Stated goal: Present every line in which the string "screenshot" appears.

Entries with page source code:
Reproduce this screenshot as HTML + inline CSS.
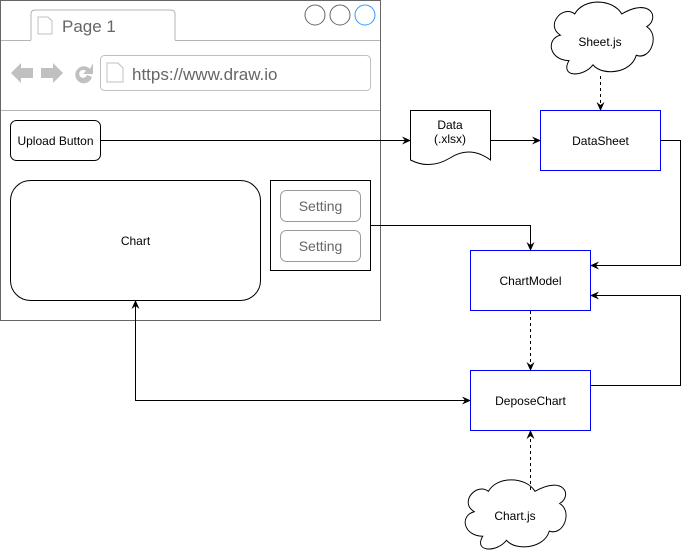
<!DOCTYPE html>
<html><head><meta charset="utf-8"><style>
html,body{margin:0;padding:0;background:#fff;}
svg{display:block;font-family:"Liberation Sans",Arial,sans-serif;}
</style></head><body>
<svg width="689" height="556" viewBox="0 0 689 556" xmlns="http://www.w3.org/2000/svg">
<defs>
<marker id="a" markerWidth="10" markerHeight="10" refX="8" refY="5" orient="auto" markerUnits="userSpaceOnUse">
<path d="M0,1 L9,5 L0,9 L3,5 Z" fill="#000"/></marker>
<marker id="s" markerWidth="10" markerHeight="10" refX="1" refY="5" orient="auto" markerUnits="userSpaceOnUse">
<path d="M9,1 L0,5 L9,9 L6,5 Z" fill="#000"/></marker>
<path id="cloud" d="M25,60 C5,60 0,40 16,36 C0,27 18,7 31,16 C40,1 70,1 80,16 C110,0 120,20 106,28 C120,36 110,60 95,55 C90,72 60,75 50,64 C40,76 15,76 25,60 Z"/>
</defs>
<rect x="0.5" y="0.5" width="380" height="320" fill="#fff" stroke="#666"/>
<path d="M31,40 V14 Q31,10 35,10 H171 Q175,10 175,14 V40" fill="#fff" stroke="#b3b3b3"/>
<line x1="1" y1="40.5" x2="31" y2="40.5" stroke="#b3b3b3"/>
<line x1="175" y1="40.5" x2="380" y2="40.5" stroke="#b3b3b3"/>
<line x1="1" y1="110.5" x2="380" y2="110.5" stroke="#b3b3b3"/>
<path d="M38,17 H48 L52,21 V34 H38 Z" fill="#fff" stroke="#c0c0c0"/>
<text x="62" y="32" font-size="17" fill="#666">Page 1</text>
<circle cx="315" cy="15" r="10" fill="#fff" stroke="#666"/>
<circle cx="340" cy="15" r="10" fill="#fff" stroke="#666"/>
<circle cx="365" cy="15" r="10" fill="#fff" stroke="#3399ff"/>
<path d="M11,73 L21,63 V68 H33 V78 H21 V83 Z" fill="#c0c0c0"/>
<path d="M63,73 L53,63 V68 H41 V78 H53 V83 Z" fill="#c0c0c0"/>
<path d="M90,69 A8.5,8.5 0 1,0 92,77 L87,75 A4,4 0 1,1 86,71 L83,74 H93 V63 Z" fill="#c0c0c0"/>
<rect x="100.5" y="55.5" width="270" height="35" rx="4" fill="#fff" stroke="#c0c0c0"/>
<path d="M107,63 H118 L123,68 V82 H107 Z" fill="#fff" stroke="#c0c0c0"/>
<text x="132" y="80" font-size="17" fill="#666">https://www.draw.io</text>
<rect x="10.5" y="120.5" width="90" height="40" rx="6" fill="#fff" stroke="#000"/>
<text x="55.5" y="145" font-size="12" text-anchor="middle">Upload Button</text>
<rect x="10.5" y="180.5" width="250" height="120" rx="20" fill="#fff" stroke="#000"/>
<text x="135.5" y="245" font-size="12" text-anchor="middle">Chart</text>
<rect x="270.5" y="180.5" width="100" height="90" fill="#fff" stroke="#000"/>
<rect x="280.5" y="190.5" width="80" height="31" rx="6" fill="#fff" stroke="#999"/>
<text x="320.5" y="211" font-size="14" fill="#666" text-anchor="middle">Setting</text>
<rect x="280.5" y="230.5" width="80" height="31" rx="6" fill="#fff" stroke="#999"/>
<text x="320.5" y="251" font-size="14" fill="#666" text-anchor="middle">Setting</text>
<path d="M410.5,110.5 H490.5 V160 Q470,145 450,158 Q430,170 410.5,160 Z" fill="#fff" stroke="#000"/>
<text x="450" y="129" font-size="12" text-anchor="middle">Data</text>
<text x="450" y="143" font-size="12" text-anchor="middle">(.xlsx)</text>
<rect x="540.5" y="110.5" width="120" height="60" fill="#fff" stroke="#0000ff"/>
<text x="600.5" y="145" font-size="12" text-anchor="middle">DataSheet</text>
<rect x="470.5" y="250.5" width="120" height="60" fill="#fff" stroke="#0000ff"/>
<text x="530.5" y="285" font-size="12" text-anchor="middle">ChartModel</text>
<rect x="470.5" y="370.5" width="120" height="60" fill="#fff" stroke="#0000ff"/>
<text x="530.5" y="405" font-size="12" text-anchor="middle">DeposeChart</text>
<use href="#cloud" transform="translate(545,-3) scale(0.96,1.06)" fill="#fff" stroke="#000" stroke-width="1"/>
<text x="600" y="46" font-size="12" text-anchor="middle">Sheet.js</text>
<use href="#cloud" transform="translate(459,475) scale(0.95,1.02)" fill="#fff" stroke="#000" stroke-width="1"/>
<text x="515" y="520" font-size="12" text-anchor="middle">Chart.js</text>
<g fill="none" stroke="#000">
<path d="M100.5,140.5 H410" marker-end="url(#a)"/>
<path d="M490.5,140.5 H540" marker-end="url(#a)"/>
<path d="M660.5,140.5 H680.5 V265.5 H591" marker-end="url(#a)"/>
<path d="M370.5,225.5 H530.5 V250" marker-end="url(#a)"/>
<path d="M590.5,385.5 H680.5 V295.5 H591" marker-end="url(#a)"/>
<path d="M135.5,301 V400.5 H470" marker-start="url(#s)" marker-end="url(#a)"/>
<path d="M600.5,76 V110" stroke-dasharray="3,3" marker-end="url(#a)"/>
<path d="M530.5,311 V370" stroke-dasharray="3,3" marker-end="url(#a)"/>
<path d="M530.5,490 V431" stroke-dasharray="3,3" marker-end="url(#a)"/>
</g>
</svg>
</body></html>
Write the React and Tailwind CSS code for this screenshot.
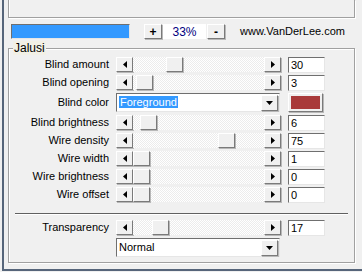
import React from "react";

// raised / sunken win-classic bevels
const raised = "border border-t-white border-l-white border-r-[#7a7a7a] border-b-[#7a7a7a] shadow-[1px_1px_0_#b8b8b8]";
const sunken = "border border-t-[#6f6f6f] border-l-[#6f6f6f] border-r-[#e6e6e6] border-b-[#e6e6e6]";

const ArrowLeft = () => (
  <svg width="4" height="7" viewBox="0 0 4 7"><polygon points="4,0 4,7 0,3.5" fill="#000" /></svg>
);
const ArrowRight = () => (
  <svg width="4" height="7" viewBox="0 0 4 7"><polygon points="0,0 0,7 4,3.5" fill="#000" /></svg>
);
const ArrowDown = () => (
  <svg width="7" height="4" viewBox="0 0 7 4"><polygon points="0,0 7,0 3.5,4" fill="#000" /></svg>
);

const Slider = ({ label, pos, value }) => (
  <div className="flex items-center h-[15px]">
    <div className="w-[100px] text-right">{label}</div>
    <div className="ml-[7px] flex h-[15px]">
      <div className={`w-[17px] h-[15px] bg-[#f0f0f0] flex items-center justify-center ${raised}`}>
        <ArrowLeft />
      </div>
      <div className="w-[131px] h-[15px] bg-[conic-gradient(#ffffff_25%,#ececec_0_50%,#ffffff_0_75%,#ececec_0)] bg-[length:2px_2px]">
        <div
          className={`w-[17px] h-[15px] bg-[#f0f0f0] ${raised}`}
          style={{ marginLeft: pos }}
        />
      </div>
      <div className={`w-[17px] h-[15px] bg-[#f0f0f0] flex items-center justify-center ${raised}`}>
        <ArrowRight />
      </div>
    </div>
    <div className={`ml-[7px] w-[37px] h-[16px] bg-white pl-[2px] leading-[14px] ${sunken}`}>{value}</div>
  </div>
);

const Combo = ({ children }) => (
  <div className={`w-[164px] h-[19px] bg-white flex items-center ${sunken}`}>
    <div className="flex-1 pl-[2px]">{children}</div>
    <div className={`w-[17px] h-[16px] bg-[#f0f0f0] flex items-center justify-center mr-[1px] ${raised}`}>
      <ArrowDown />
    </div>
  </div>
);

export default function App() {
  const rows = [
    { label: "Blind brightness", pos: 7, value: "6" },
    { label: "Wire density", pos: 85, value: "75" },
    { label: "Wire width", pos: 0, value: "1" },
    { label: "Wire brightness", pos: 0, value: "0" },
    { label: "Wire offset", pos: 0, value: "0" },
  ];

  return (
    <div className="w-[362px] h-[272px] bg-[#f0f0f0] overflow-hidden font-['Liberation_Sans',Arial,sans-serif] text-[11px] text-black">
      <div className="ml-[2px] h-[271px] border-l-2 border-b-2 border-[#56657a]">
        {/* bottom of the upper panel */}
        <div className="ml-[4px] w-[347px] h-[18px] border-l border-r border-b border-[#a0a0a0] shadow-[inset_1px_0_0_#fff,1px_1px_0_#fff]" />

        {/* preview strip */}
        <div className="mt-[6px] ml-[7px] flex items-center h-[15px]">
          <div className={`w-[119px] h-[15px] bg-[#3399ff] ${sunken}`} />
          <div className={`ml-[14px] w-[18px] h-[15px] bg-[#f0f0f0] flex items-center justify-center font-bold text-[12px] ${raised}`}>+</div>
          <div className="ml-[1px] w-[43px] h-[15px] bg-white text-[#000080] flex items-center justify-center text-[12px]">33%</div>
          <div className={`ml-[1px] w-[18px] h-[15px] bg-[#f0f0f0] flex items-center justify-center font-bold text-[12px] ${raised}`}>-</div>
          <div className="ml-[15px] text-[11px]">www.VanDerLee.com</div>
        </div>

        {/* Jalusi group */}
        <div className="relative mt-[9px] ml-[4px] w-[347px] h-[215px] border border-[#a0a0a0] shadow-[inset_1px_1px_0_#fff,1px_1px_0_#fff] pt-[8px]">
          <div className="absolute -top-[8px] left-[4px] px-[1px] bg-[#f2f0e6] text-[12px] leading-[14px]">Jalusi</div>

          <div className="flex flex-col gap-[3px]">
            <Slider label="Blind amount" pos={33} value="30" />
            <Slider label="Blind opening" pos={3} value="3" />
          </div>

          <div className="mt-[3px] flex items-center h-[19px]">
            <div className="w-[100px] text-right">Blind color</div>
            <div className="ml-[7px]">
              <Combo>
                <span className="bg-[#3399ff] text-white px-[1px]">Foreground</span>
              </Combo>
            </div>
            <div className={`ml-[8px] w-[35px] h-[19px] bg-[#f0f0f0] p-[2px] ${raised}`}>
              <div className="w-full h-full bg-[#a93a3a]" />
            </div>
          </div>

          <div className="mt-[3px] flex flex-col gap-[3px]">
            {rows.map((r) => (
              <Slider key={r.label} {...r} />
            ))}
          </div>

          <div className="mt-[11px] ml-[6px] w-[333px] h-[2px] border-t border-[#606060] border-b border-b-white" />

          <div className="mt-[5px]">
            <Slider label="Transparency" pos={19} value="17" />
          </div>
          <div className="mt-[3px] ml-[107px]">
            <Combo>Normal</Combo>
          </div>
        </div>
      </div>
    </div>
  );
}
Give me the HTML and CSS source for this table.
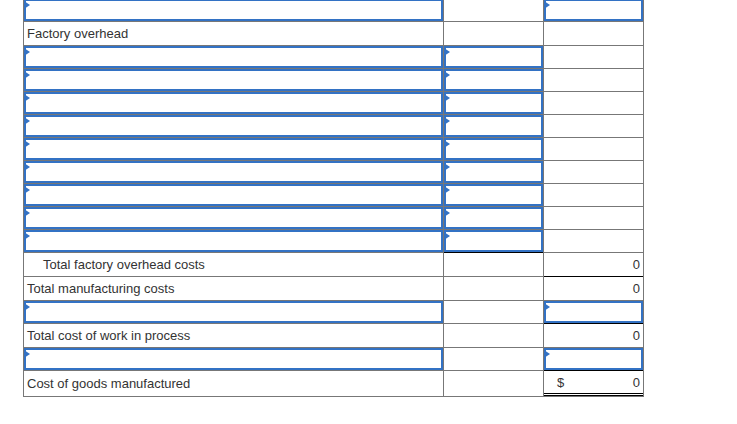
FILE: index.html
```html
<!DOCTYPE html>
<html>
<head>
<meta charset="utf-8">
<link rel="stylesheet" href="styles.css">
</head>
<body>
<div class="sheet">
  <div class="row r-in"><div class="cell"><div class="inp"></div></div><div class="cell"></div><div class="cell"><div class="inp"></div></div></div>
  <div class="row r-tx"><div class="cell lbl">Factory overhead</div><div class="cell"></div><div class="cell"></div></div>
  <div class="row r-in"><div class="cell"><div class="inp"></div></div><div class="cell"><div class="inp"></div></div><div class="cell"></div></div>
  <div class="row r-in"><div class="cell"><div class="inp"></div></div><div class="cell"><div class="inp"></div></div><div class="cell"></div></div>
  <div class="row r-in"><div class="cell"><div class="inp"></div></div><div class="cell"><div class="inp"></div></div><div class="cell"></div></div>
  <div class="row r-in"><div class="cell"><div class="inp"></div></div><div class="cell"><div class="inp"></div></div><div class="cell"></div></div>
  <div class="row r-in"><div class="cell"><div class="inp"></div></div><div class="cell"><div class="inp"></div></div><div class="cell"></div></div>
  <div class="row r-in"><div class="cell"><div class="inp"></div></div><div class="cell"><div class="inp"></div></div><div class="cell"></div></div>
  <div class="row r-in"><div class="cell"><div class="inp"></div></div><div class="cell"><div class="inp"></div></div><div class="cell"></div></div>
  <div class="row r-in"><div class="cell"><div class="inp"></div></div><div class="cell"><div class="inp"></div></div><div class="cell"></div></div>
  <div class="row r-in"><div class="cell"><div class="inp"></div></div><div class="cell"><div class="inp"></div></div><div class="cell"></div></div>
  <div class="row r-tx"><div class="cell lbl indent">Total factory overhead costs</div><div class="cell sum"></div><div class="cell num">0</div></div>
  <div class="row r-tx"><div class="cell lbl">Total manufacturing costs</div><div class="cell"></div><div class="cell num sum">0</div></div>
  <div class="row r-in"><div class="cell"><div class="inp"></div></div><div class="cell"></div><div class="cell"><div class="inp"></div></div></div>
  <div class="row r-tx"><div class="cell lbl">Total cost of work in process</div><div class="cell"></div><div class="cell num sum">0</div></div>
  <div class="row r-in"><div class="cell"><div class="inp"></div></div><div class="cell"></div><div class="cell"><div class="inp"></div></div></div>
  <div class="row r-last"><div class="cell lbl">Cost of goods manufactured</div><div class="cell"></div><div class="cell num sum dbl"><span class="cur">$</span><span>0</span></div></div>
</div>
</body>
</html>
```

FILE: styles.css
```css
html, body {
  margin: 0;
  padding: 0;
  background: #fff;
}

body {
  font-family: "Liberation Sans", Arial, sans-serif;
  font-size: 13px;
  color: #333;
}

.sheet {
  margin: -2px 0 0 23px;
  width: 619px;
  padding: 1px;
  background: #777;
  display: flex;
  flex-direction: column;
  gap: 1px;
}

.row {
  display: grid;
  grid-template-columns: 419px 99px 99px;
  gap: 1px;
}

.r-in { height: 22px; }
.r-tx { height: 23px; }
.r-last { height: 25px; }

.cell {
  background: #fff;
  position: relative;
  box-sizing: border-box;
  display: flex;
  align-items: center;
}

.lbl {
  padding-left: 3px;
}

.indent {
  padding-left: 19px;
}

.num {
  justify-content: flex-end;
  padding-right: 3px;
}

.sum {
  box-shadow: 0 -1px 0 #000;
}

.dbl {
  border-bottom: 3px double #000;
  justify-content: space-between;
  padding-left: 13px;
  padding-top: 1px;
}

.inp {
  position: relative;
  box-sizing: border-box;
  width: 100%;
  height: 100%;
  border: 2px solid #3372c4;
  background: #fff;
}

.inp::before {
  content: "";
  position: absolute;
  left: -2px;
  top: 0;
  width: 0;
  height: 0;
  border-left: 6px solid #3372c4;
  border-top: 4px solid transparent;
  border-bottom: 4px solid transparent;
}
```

Response to this exercise:
Reproduce this screenshot as HTML + inline CSS.
Write the React and Tailwind CSS code for this screenshot.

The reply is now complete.